The 2018 Nobel Prize has been awarded to Arthur Ashkin for his work on optical tweezers. Trough the numerous applications of optical tweezers, the development of vacuum levitated particles has known an active research activity over the last few years. Such an interest can be explained by the important promises of this system, from the study of fundamental interactions [1] to the effect of gravity on quantum systems [2] through the study of thermodynamics at the nanoscale [3,4].

Levitated particle









Optical levitation of a nanodiamond in moderate vacuum

In that context, our group is interested in improving the control on levitated particles with two objectives.

  • First, to extend the particle control to other degrees of freedom than the simple centre of mass motion, such as internal vibrations link to internal temperature, or rotation, the particle has to be coupled to an ancillary system. By trapping diamond nanocrystals hosting a single NV colour centre, i.e. a point defect of diamond, we can use its spin resonance [5] to study internal degrees of freedom of the levitated nanoparticle.
  • Second, to benefit from the control that can be enforced on the environment of levitated particles to address questions related to stochastics dynamics. We are particularly interested in the development of optimal protocols and the transition from the overdamped to the underdamped regime [4].

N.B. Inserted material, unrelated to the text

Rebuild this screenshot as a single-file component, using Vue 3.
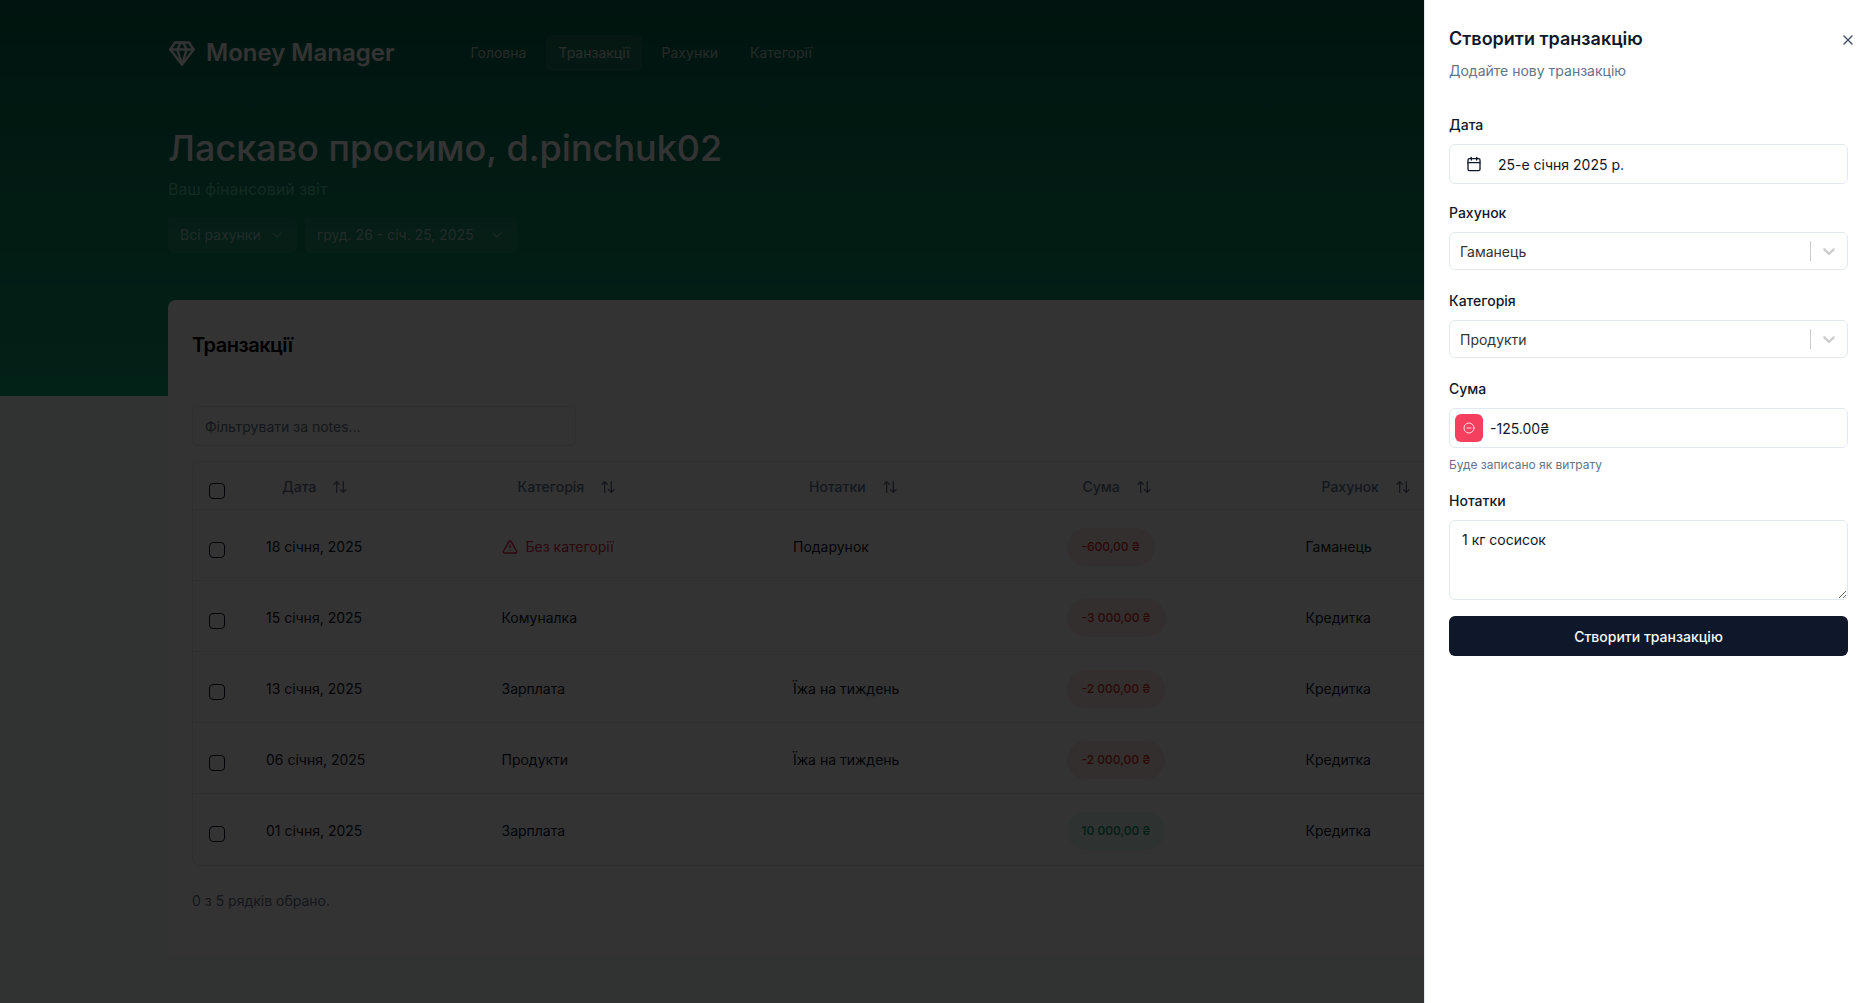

[1] Gieseler, et al. “Thermal nonlinearities in a nanomechanical oscillator” Nat Phys 9, 806 (2013).
[2] Kaltenbaek, et al. “Macroscopic Quantum Resonators (MAQRO) : 2015 update” EPJ Q. Tech. 3 (2016).
[3] Gieseler et al. ‘Levitated Nanoparticles for Microscopic Thermodynamics - A Review.” Entropy 20, 326 (2018)
[4] Rondin, et al. “Direct measurement of Kramers Turnover with a levitated nanoparticle” Nat Nano. (2017).
[5] Rondin, et al. “Magnetometry with nitrogen-vacancy defects in diamond” Rev. Prog. Phys. (2014).